Assets and Liabilities

  • Evaluate the seller's assets by looking for items such as cash, accounts receivable, inventory, and property. Also, consider intangible assets such as patents, copyrights, and trademarks.
  • Compare the value of these assets to the company's liabilities, including accounts payable, loans, and leases. If the liabilities are more than the assets, it could signify that the company is in financial trouble and is at risk of defaulting.
  • Compare the assets and liabilities to the industry norms to get an idea of how the company is performing. If you find any abnormal items, conduct further investigation.

Various Financial Ratios

Analyze the financial statements to evaluate financial ratios.

To help determine the value of acquiring a company, the buyer should look at financial ratios like operating margin, gross margin, interest coverage, profit margin, current ratio, debt ratio, debt to equity ratio, asset turnover, return on assets, and return on equity.

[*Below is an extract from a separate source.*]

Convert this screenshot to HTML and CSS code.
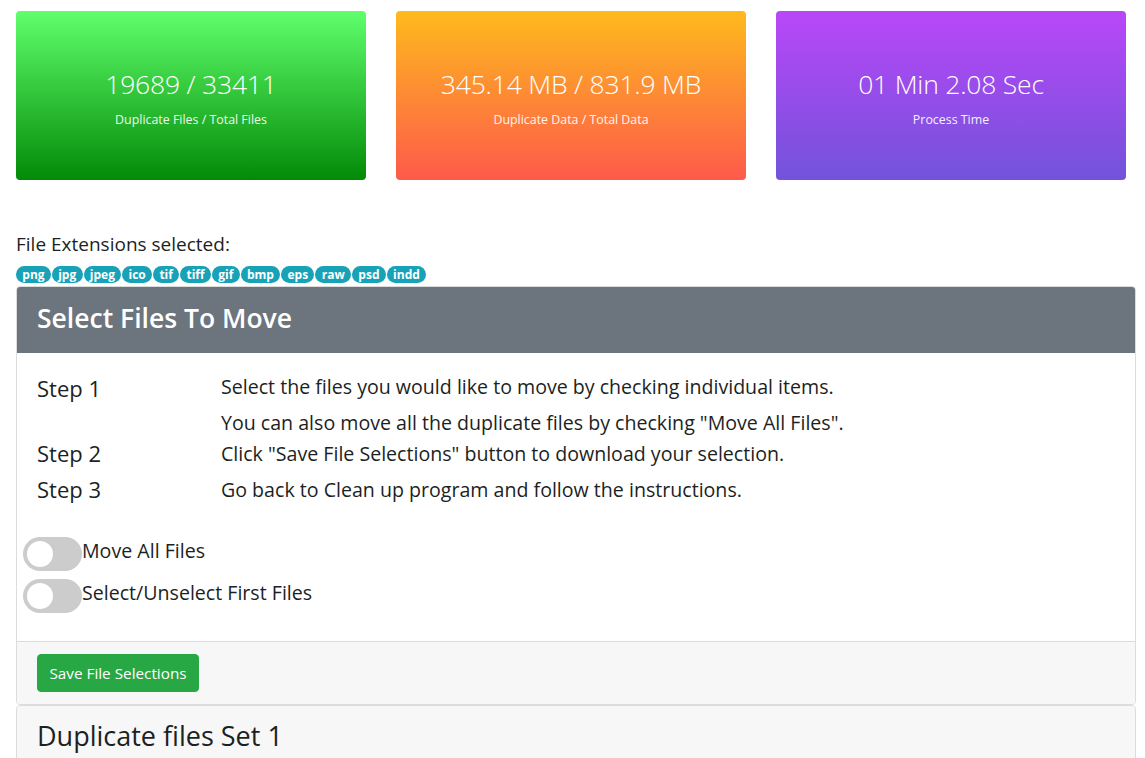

Compare these to industry standards to develop context on the financial health of the seller's company and the viability of the investment.

Projections

  • Examine the target company’s quarterly and year-over-year projections. Are the projections realistic? Do they take into account all the relevant factors? Look for areas where the numbers don’t make sense or where there are significant discrepancies. 
  • Check whether the company's projections show that it's on track to achieve its long-term goals. This includes both financial goals (such as profitability) and non-financial goals (such as market share). Red flags could be unrealistic assumptions, large swings in revenue or expenses, or a lack of supporting documentation. What's the average market growth for the company's industry? How does the company compare, taking into account its stage of development?


Conclusion

If you're considering acquiring a company, conduct financial due diligence before proceeding with the deal. Due diligence is essential for both the buyer — to help avoid costly surprises down the road — and the seller (to show that the company for sale is a good investment).

Due diligence varies by industry. The type of due diligence required depends on the target company, but financial due diligence is the cornerstone of due diligence and an essential step in any acquisition or merger.